今年もまた、インドのデリー首都圏にあの季節がやって来た。灰色がかったオレンジ色のスモッグが立ち込める中、
ドアや窓を固く閉めて空気清浄機を動かさなければならない。

インドの首都ニューデリーは世界で最も大気汚染が深刻な都市の一つだ。自動車、石炭火力発電所、料理用コンロなどが主な原因だが、
悪化の度合いは時期によって変わり、最も悪化するのは秋だ。インド北西部のパンジャブ州とハリヤナ州で、
コメ農家が次に植える小麦のために9月下旬頃から田畑を焼く煙が流れてくるからだ。

2020年は特に、スモッグが新型コロナウイルス感染症に与える影響も気になるところだ。

「息切れやアレルギーが悪化するこの季節が、本当に憂鬱です」。環境問題に取り組む17歳のアディティア・ドゥベイさんはそう話す。
「今年は肺を傷つける新型コロナウイルスのこともありますから、今まで以上に状況は悪そうです」

彼が不安になるのも無理はない。大気汚染指数が悪化するなか、ニューデリーでは11月11日、
新型コロナウイルスの1日の感染者数が過去最高の8500人に上った。

当局高官が感染者の急増を大気汚染のせいにしたとの報道もある。

実際、大気汚染が新型コロナウイルス感染症の死者数を世界で15%増加させていると推定する研究結果が
学術誌「Cardiovascular Research」に10月27日付けで発表された。

2019年、大気汚染が原因で死亡した人数は世界で667万人に上った。
そのうち167万人以上を占めるインドでは、8割を超える都市が大気汚染に悩まされている。

また同年、世界で最も大気汚染が深刻だった30都市のうち、21がインドの都市だった。

デリー首都圏の当局は2019年、大気汚染のレベルがすべての基準値を上回ったことから公衆衛生上の緊急事態を宣言し、
学校の休校、建設工事の中断、飛行機の欠航などを命じた。
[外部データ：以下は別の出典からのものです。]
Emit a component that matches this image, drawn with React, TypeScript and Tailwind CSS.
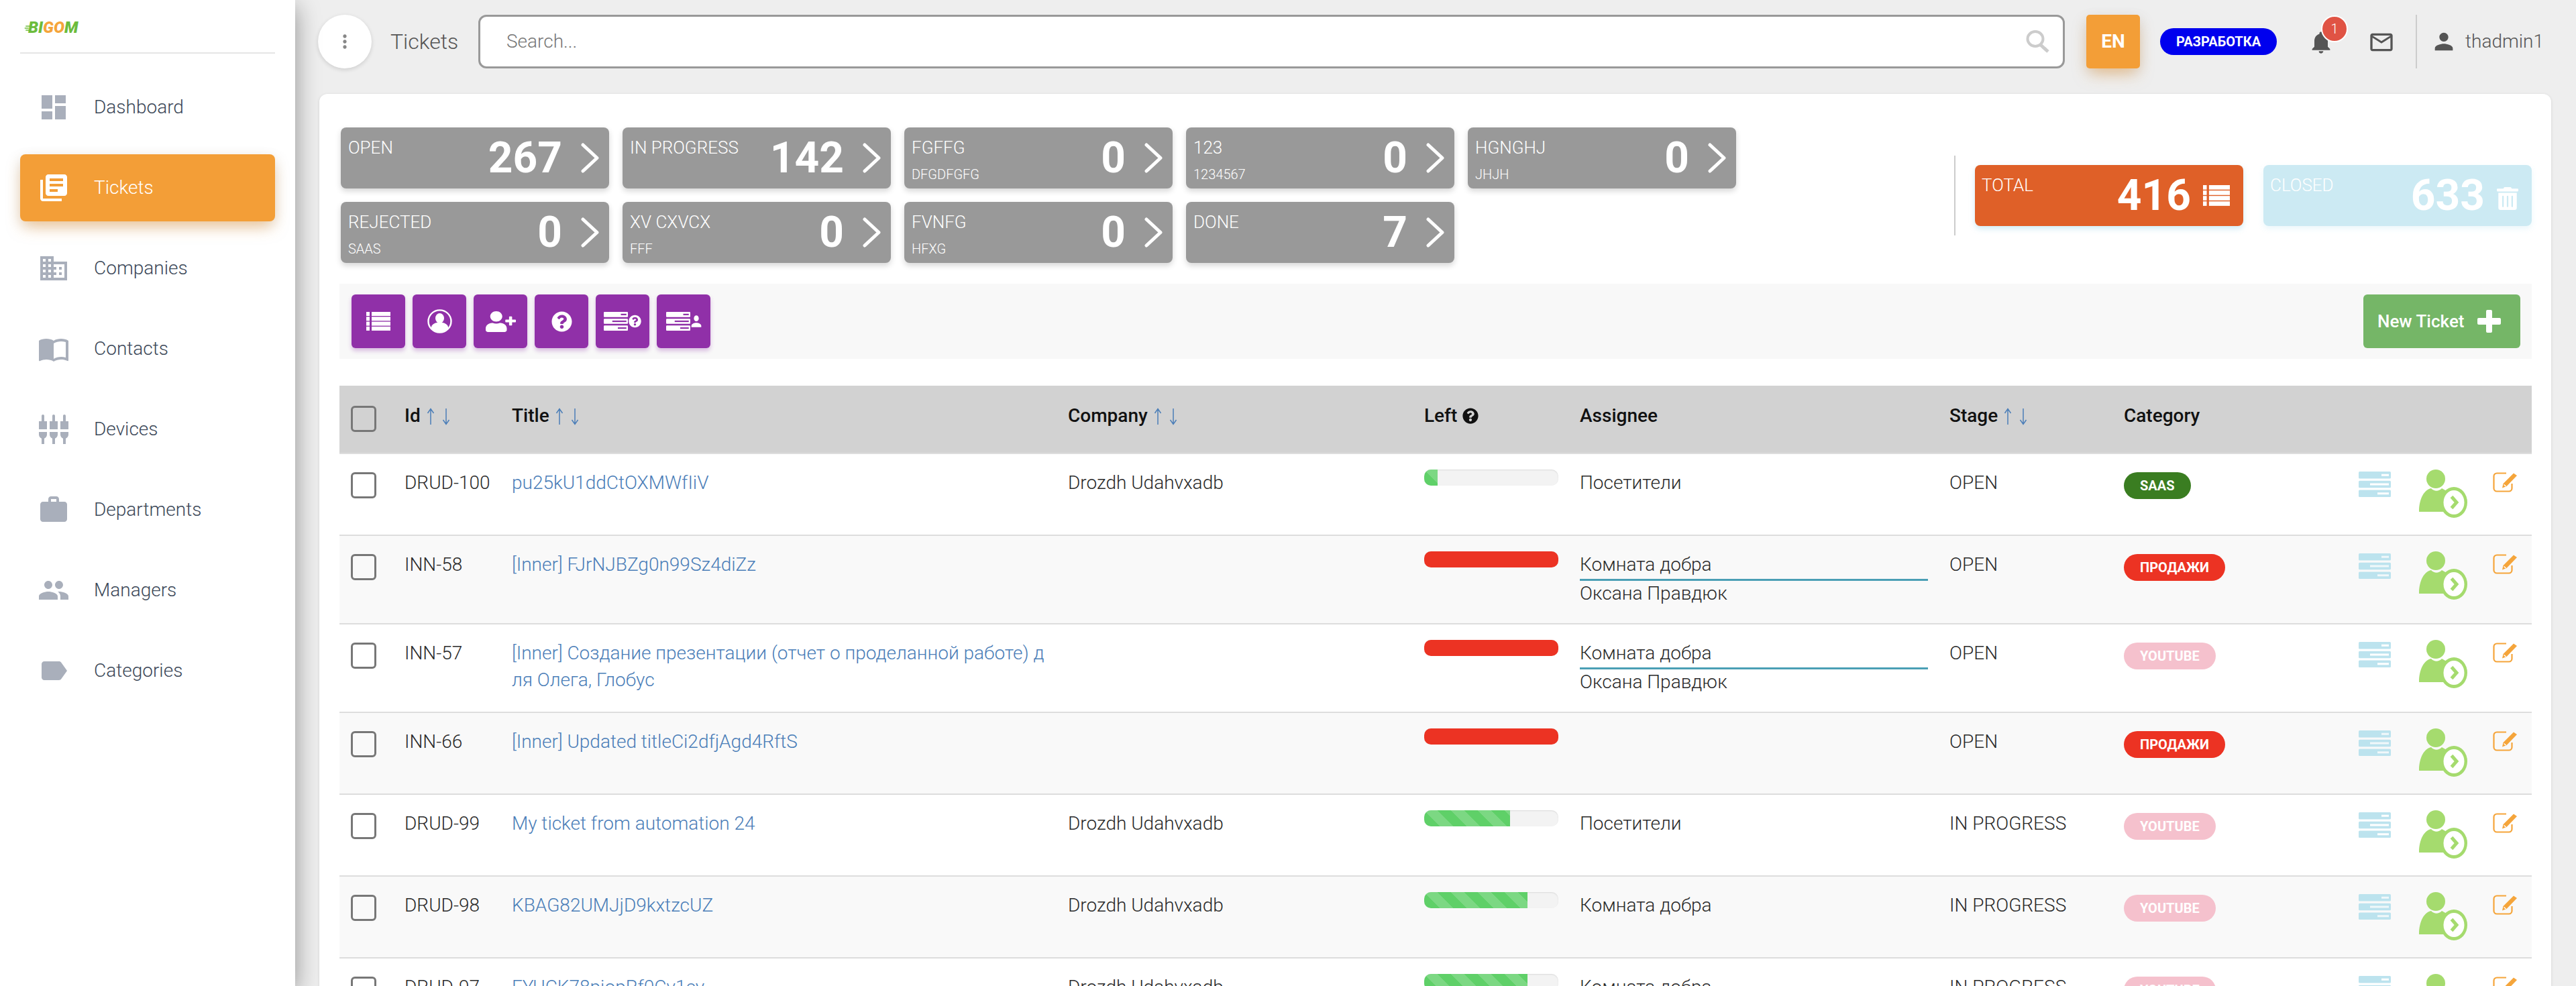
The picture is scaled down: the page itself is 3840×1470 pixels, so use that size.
import type { ReactNode } from 'react';
import { FaQuestionCircle, FaUserPlus, FaTrashAlt } from 'react-icons/fa';
import {
  MdBusiness,
  MdDashboard,
  MdImportContacts,
  MdLabel,
  MdLibraryBooks,
  MdMailOutline,
  MdMoreVert,
  MdNotifications,
  MdPeople,
  MdPerson,
  MdSettingsInputComponent,
  MdWork,
} from 'react-icons/md';

const NAV = [
  { label: 'Dashboard', icon: MdDashboard },
  { label: 'Tickets', icon: MdLibraryBooks, active: true },
  { label: 'Companies', icon: MdBusiness },
  { label: 'Contacts', icon: MdImportContacts },
  { label: 'Devices', icon: MdSettingsInputComponent },
  { label: 'Departments', icon: MdWork },
  { label: 'Managers', icon: MdPeople },
  { label: 'Categories', icon: MdLabel },
];

const STATS = [
  { label: 'OPEN', sub: '', value: 267 },
  { label: 'IN PROGRESS', sub: '', value: 142 },
  { label: 'FGFFG', sub: 'DFGDFGFG', value: 0 },
  { label: '123', sub: '1234567', value: 0 },
  { label: 'HGNGHJ', sub: 'JHJH', value: 0 },
  { label: 'REJECTED', sub: 'SAAS', value: 0 },
  { label: 'XV CXVCX', sub: 'FFF', value: 0 },
  { label: 'FVNFG', sub: 'HFXG', value: 0 },
  { label: 'DONE', sub: '', value: 7 },
];

type Category = 'SAAS' | 'ПРОДАЖИ' | 'YOUTUBE';

const BADGE: Record<Category, string> = {
  SAAS: 'bg-[#3a7d21]',
  ПРОДАЖИ: 'bg-[#ec3323]',
  YOUTUBE: 'bg-[#f5c1cd]',
};

interface Ticket {
  id: string;
  title: string;
  company: string;
  left: number;
  assignee: string;
  person?: string;
  stage: string;
  category: Category;
}

const TICKETS: Ticket[] = [
  { id: 'DRUD-100', title: 'pu25kU1ddCtOXMWfIiV', company: 'Drozdh Udahvxadb', left: 10, assignee: 'Посетители', stage: 'OPEN', category: 'SAAS' },
  { id: 'INN-58', title: '[Inner] FJrNJBZg0n99Sz4diZz', company: '', left: 100, assignee: 'Комната добра', person: 'Оксана Правдюк', stage: 'OPEN', category: 'ПРОДАЖИ' },
  { id: 'INN-57', title: '[Inner] Создание презентации (отчет о проделанной работе) для Олега, Глобус', company: '', left: 100, assignee: 'Комната добра', person: 'Оксана Правдюк', stage: 'OPEN', category: 'YOUTUBE' },
  { id: 'INN-66', title: '[Inner] Updated titleCi2dfjAgd4RftS', company: '', left: 100, assignee: '', stage: 'OPEN', category: 'ПРОДАЖИ' },
  { id: 'DRUD-99', title: 'My ticket from automation 24', company: 'Drozdh Udahvxadb', left: 64, assignee: 'Посетители', stage: 'IN PROGRESS', category: 'YOUTUBE' },
  { id: 'DRUD-98', title: 'KBAG82UMJjD9kxtzcUZ', company: 'Drozdh Udahvxadb', left: 77, assignee: 'Комната добра', stage: 'IN PROGRESS', category: 'YOUTUBE' },
  { id: 'DRUD-97', title: 'FYUCK78pjopRf0Cv1ey', company: 'Drozdh Udahvxadb', left: 77, assignee: 'Комната добра', stage: 'IN PROGRESS', category: 'YOUTUBE' },
];

function ListIcon({ className }: { className?: string }) {
  return (
    <svg viewBox="0 0 36 28" preserveAspectRatio="none" className={className} fill="currentColor">
      {[0, 7.3, 14.6, 21.9].map((y) => (
        <g key={y}>
          <rect x="0" y={y} width="5" height="6" />
          <rect x="8" y={y} width="28" height="6" />
        </g>
      ))}
    </svg>
  );
}

// три полки сервера, прорези разной длины
function ServerIcon({ className, slot }: { className?: string; slot: string }) {
  return (
    <svg viewBox="0 0 48 38" preserveAspectRatio="none" className={className}>
      <rect y="0" width="48" height="10.5" rx="1.5" fill="currentColor" />
      <rect y="13.750" width="48" height="10.5" rx="1.5" fill="currentColor" />
      <rect y="27.5" width="48" height="10.5" rx="1.5" fill="currentColor" />
      <rect x="34" y="3.750" width="11" height="3" fill={slot} />
      <rect x="17" y="17.5" width="28" height="3" fill={slot} />
      <rect x="28" y="31.250" width="17" height="3" fill={slot} />
    </svg>
  );
}

function ProfileIcon() {
  return (
    <svg viewBox="0 0 37 36" className="w-[37px] h-[36px]" fill="#fff">
      <ellipse cx="18.5" cy="18" rx="17" ry="16.6" fill="none" stroke="#fff" strokeWidth="2.4" />
      <ellipse cx="18.5" cy="13.5" rx="6.5" ry="7.5" />
      <path d="M5.5 28c1-6 6-7.5 9-8h8c3 .5 8 2 9 8-3 4.500-8 7-13 7s-10-2.500-13-7z" />
    </svg>
  );
}

function ChevronIcon() {
  return (
    <svg viewBox="0 0 27 45" className="w-[27px] h-[45px] shrink-0" fill="none" stroke="#fff" strokeWidth="5" strokeLinecap="round" strokeLinejoin="round">
      <path d="M3 3 24 22.500 3 42" />
    </svg>
  );
}

function SortArrows() {
  return (
    <svg viewBox="0 0 36 26" className="w-[36px] h-[26px] ml-[9px] mt-[2px]" fill="none" stroke="#4b7eb8" strokeWidth="1.5">
      <path d="M6 25V2M1.500 8 6 1.500 10.500 8" />
      <path d="M29 1v23M24.500 18 29 24.500 33.500 18" />
    </svg>
  );
}

function AssignIcon() {
  return (
    <svg viewBox="0 0 72 72" className="w-[72px] h-[72px]">
      <ellipse cx="25" cy="14" rx="14" ry="14" fill="#a5db6e" />
      <path d="M0 63c0-20 8-33 18-35 5 5 11 5 16 0l14 8-2 27z" fill="#a5db6e" />
      <ellipse cx="52" cy="49" rx="20" ry="23" fill="#a5db6e" />
      <ellipse cx="52" cy="49" rx="15.500" ry="18" fill="#fff" />
      <path d="M48.500 40.500 56 49l-7.500 8.500" fill="none" stroke="#a5db6e" strokeWidth="5" />
    </svg>
  );
}

function EditIcon() {
  return (
    <svg viewBox="0 0 37 30" className="w-[37px] h-[30px] ml-[38px] mt-[4px]" fill="none" stroke="#f5a53b">
      <path d="M20 1.500H6a4.500 4.500 0 0 0-4.500 4.500v18A4.500 4.500 0 0 0 6 28.500h18a4.500 4.500 0 0 0 4.500-4.500v-7" strokeWidth="2.2" />
      <path d="M14 23.500l1.500-6.500L31 1.500l5 3.500L20.500 21z" fill="#f5a53b" stroke="none" />
      <path d="M16.500 18.500 19.500 21" stroke="#fff" strokeWidth="1.500" />
    </svg>
  );
}

function Checkbox() {
  return <div className="w-[38px] h-[39px] rounded-[6px] border-[3px] border-[#777]" />;
}

function StatCard({ label, sub, value }: { label: string; sub: string; value: number }) {
  return (
    <div className="w-[400px] h-[91px] rounded-[8px] bg-[#999] text-white flex justify-between shadow-[0_4px_8px_rgba(0,0,0,0.16)]">
      <div className="pl-[11px] pt-[15px] font-light">
        <div className="text-[26px] leading-[30px]">{label}</div>
        {sub && <div className="text-[20px] leading-[24px] mt-[13px]">{sub}</div>}
      </div>
      <div className="flex items-center pr-[15px] gap-[28px]">
        <span className="text-[64px] leading-none font-bold">{value}</span>
        <ChevronIcon />
      </div>
    </div>
  );
}

function SummaryCard({ label, value, color, children }: { label: string; value: number; color: string; children: ReactNode }) {
  return (
    <div className={`w-[400px] h-[91px] rounded-[8px] text-white flex justify-between ${color}`}>
      <div className="pl-[10px] pt-[15px] text-[26px] leading-[30px] font-light">{label}</div>
      <div className="flex items-center pr-[20px] gap-[18px]">
        <span className="text-[64px] leading-none font-bold">{value}</span>
        {children}
      </div>
    </div>
  );
}

function ToolButton({ children }: { children: ReactNode }) {
  return (
    <button type="button" className="w-[80px] h-[80px] rounded-[6px] bg-[#9030a8] text-white flex items-center justify-center shadow-[0_4px_6px_rgba(144,48,168,0.3)]">
      {children}
    </button>
  );
}

function LeftBar({ value }: { value: number }) {
  const over = value === 100;
  return (
    <div className="w-[200px] h-[24px] rounded-[10px] bg-[#f3f3f3] overflow-hidden shadow-[inset_0_1px_2px_rgba(0,0,0,0.1)]">
      {over ? (
        <div className="h-full w-full bg-[#ec3323]" />
      ) : (
        <div
          className="h-full bg-[#5fd068] bg-[linear-gradient(45deg,rgba(255,255,255,0.18)_25%,transparent_25%,transparent_50%,rgba(255,255,255,0.18)_50%,rgba(255,255,255,0.18)_75%,transparent_75%,transparent)] bg-[length:40px_40px]"
          style={{ width: `${value}%` }}
        />
      )}
    </div>
  );
}

function HeadCell({ label, sort = true }: { label: string; sort?: boolean }) {
  return (
    <div className="flex items-center">
      <span>{label}</span>
      {sort && <SortArrows />}
    </div>
  );
}

function TicketRow({ t, odd }: { t: Ticket; odd: boolean }) {
  const td = 'align-top border-b-2 border-[#ddd] px-[16px] pt-[23px]';
  return (
    <tr className={`${t.person ? 'h-[132px]' : 'h-[122px]'} ${odd ? 'bg-[#f9f9f9]' : 'bg-white'}`}>
      <td className="align-top border-b-2 border-[#ddd] pl-[17px] pt-[27px]">
        <Checkbox />
      </td>
      <td className={td}>{t.id}</td>
      <td className={td}>
        <a className="text-[#4b7eb8] break-all">{t.title}</a>
      </td>
      <td className={td}>{t.company}</td>
      <td className="align-top border-b-2 border-[#ddd] px-[16px] pt-[23px]">
        <LeftBar value={t.left} />
      </td>
      <td className={td}>
        {t.person ? (
          <>
            <div className="border-b-[3px] border-[#4a9fb5] h-[44px]">{t.assignee}</div>
            <div className="mt-[-1px]">{t.person}</div>
          </>
        ) : (
          t.assignee
        )}
      </td>
      <td className={td}>{t.stage}</td>
      <td className="align-top border-b-2 border-[#ddd] px-[16px] pt-[25px]">
        <span className={`inline-block h-[40px] rounded-[20px] px-[24px] text-[20px] leading-[40px] font-bold text-white ${BADGE[t.category]}`}>
          {t.category}
        </span>
      </td>
      <td className="align-top border-b-2 border-[#ddd] pl-[16px] pt-[23px]">
        <div className="flex items-start">
          <ServerIcon className="w-[48px] h-[38px] mt-[3px] text-[#bce3ee]" slot={odd ? '#f0f8fa' : '#fff'} />
          <div className="ml-[42px]">
            <AssignIcon />
          </div>
          <EditIcon />
        </div>
      </td>
    </tr>
  );
}

export default function App() {
  return (
    <div className="h-[1470px] overflow-hidden flex bg-[#eee] font-['Roboto','Noto_Sans',sans-serif] text-[#2a2a2a]">
      <aside className="relative z-10 w-[440px] shrink-0 bg-white shadow-[0_10px_34px_rgba(0,0,0,0.4)]">
        <div className="mx-[30px] h-[80px] border-b-2 border-[#e5e5e5] pl-[6px] pt-[32px]">
          <div className="flex items-center h-[18px]">
            <svg viewBox="0 0 12 12" className="w-[9px] h-[12px] mr-[-3px] mt-[1px]" fill="#6cbc3c">
              <rect x="3" y="1" width="9" height="2" />
              <rect x="1" y="5" width="8" height="2" />
              <rect x="3" y="9" width="7" height="2" />
            </svg>
            <span className="text-[24px] leading-[18px] italic font-black">
              <span className="text-[#6cbc3c]">BI</span>
              <span className="text-[#f5a53b]">GO</span>
              <span className="text-[#6cbc3c]">M</span>
            </span>
          </div>
        </div>
        <nav className="mx-[30px] mt-[30px] flex flex-col gap-[20px]">
          {NAV.map(({ label, icon: Icon, active }) => (
            <div
              key={label}
              className={`h-[100px] rounded-[8px] flex items-center pl-[26px] text-[28px] font-light ${
                active ? 'bg-[#f39e37] text-white shadow-[0_12px_24px_-6px_rgba(243,158,55,0.5),0_6px_20px_rgba(0,0,0,0.12)]' : 'text-[#3c4858]'
              }`}
            >
              <Icon className={`w-[48px] h-[48px] ${active ? 'text-white' : 'text-[#a9afbb]'}`} />
              <span className="ml-[36px]">{label}</span>
            </div>
          ))}
        </nav>
      </aside>

      <main className="flex-1 min-w-0">
        <header className="h-[102px] pt-[22px] pl-[34px] flex items-start">
          <button type="button" className="w-[80px] h-[80px] rounded-full bg-white flex items-center justify-center shadow-[0_2px_6px_rgba(0,0,0,0.14)]">
            <MdMoreVert className="w-[32px] h-[32px] text-[#888]" />
          </button>
          <div className="ml-[28px] w-[103px] h-[80px] flex items-center text-[32px] font-light text-[#555]">Tickets</div>
          <div className="ml-[28px] w-[2365px] h-[80px] rounded-[12px] border-[3px] border-[#999] bg-white flex items-center justify-between pl-[39px] pr-[20px]">
            <span className="text-[28px] font-light text-[#777]">Search...</span>
            <svg viewBox="0 0 35 34" className="w-[35px] h-[34px]" fill="none" stroke="#ccc">
              <ellipse cx="14" cy="13" rx="11.500" ry="11" strokeWidth="4" />
              <path d="M22 22 33 32" strokeWidth="5" />
            </svg>
          </div>
          <div className="ml-[32px] w-[80px] h-[80px] rounded-[5px] bg-[#f39e37] text-white text-[28px] font-bold flex items-center justify-center shadow-[0_12px_24px_-6px_rgba(243,158,55,0.5),0_6px_20px_rgba(0,0,0,0.1)]">
            EN
          </div>
          <div className="ml-[30px] mt-[20px] h-[40px] w-[174px] rounded-[20px] bg-[#0000ee] text-white text-[20px] font-bold flex items-center justify-center">
            РАЗРАБОТКА
          </div>
          <div className="relative ml-[46px] mt-[21px]">
            <MdNotifications className="w-[40px] h-[40px] text-[#555]" />
            <span className="absolute left-[20px] top-[-20px] w-[40px] h-[40px] rounded-full border-2 border-white bg-[#e05344] text-white text-[20px] font-light flex items-center justify-center">
              1
            </span>
          </div>
          <MdMailOutline className="ml-[50px] mt-[21px] w-[40px] h-[40px] text-[#555]" />
          <div className="ml-[31px] w-[2px] h-[80px] bg-[#ccc]" />
          <MdPerson className="ml-[20px] mt-[20px] w-[40px] h-[40px] text-[#555]" />
          <span className="ml-[12px] h-[80px] flex items-center text-[28px] font-light text-[#555]">thadmin1</span>
        </header>

        <section className="relative z-20 mt-[38px] ml-[36px] w-[3327px] min-h-[1400px] rounded-[12px] bg-white pl-[30px] pr-[29px] pt-[50px] shadow-[0_1px_4px_rgba(0,0,0,0.12)]">
          <div className="flex justify-between items-start">
            <div className="pl-[2px] w-[2102px] flex flex-wrap gap-x-[20px] gap-y-[20px]">
              {STATS.map((s) => (
                <StatCard key={s.label} {...s} />
              ))}
            </div>
            <div className="mt-[42px] h-[119px] border-l-2 border-[#ccc] pl-[29px] pt-[14px] flex items-start gap-[30px]">
              <div className="shadow-[0_4px_8px_rgba(120,200,225,0.35)] rounded-[8px]">
                <SummaryCard label="TOTAL" value={416} color="bg-[#df6028]">
                  <ListIcon className="w-[40px] h-[31px]" />
                </SummaryCard>
              </div>
              <div className="shadow-[0_4px_8px_rgba(120,200,225,0.15)] rounded-[8px]">
                <SummaryCard label="CLOSED" value={633} color="bg-[#cceaf3]">
                  <FaTrashAlt className="w-[32px] h-[34px] mt-[8px]" preserveAspectRatio="none" />
                </SummaryCard>
              </div>
            </div>
          </div>

          <div className="mt-[31px] h-[112px] bg-[#f8f8f8] pl-[18px] pr-[17px] py-[16px] flex justify-between">
            <div className="flex gap-[11px]">
              <ToolButton>
                <ListIcon className="w-[36px] h-[28px]" />
              </ToolButton>
              <ToolButton>
                <ProfileIcon />
              </ToolButton>
              <ToolButton>
                <FaUserPlus className="w-[45px] h-[31px]" preserveAspectRatio="none" />
              </ToolButton>
              <ToolButton>
                <FaQuestionCircle className="w-[31px] h-[31px]" />
              </ToolButton>
              <ToolButton>
                <div className="flex items-center gap-[1px]">
                  <ServerIcon className="w-[36px] h-[28px] text-white" slot="#9030a8" />
                  <FaQuestionCircle className="w-[19px] h-[20px]" />
                </div>
              </ToolButton>
              <ToolButton>
                <div className="flex items-center gap-[1px]">
                  <ServerIcon className="w-[36px] h-[28px] text-white" slot="#9030a8" />
                  <MdPerson className="w-[22px] h-[26px] mx-[-3px]" preserveAspectRatio="none" />
                </div>
              </ToolButton>
            </div>
            <button type="button" className="w-[234px] h-[80px] rounded-[6px] bg-[#75b667] text-white text-[26px] font-medium flex items-center pl-[21px]">
              New Ticket
              <svg viewBox="0 0 35 34" className="w-[35px] h-[34px] ml-[20px]" fill="#fff">
                <rect x="13" y="0" width="9" height="34" rx="2" />
                <rect x="0" y="12" width="35" height="10" rx="2" />
              </svg>
            </button>
          </div>

          <table className="mt-[40px] w-[3268px] table-fixed border-separate border-spacing-0 text-[28px] leading-[40px] font-light">
            <colgroup>
              <col className="w-[81px]" />
              <col className="w-[160px]" />
              <col className="w-[829px]" />
              <col className="w-[531px]" />
              <col className="w-[232px]" />
              <col className="w-[551px]" />
              <col className="w-[260px]" />
              <col className="w-[350px]" />
              <col className="w-[274px]" />
            </colgroup>
            <thead>
              <tr className="h-[102px] bg-[#d2d2d2] text-left text-[#111]">
                <th className="align-top border-b-2 border-[#ddd] pl-[17px] pt-[30px]">
                  <Checkbox />
                </th>
                <th className="align-top border-b-2 border-[#ddd] px-[16px] pt-[25px] font-medium"><HeadCell label="Id" /></th>
                <th className="align-top border-b-2 border-[#ddd] px-[16px] pt-[25px] font-medium"><HeadCell label="Title" /></th>
                <th className="align-top border-b-2 border-[#ddd] px-[16px] pt-[25px] font-medium"><HeadCell label="Company" /></th>
                <th className="align-top border-b-2 border-[#ddd] px-[16px] pt-[25px] font-medium">
                  <div className="flex items-center">
                    Left
                    <FaQuestionCircle className="ml-[8px] w-[24px] h-[24px]" />
                  </div>
                </th>
                <th className="align-top border-b-2 border-[#ddd] px-[16px] pt-[25px] font-medium"><HeadCell label="Assignee" sort={false} /></th>
                <th className="align-top border-b-2 border-[#ddd] px-[16px] pt-[25px] font-medium"><HeadCell label="Stage" /></th>
                <th className="align-top border-b-2 border-[#ddd] px-[16px] pt-[25px] font-medium"><HeadCell label="Category" sort={false} /></th>
                <th className="border-b-2 border-[#ddd]" />
              </tr>
            </thead>
            <tbody>
              {TICKETS.map((t, i) => (
                <TicketRow key={t.id} t={t} odd={i % 2 === 1} />
              ))}
            </tbody>
          </table>
        </section>
      </main>
    </div>
  );
}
しかし、冬のデリーに大気汚染をもたらす原因の40%を占める野焼きを止めさせるのは、そこまで簡単ではない。


デリーでは2020年前半の半年だけでも2万4000人が大気汚染のせいで亡くなっている。
新型コロナウイルスの感染拡大で3カ月間のロックダウン(都市封鎖)が行われ、空気の質が大幅に改善されたにもかかわらずだ。

それに対して、デリーにおける新型コロナウイルス感染症によるこれまでの死者数は7300人だ。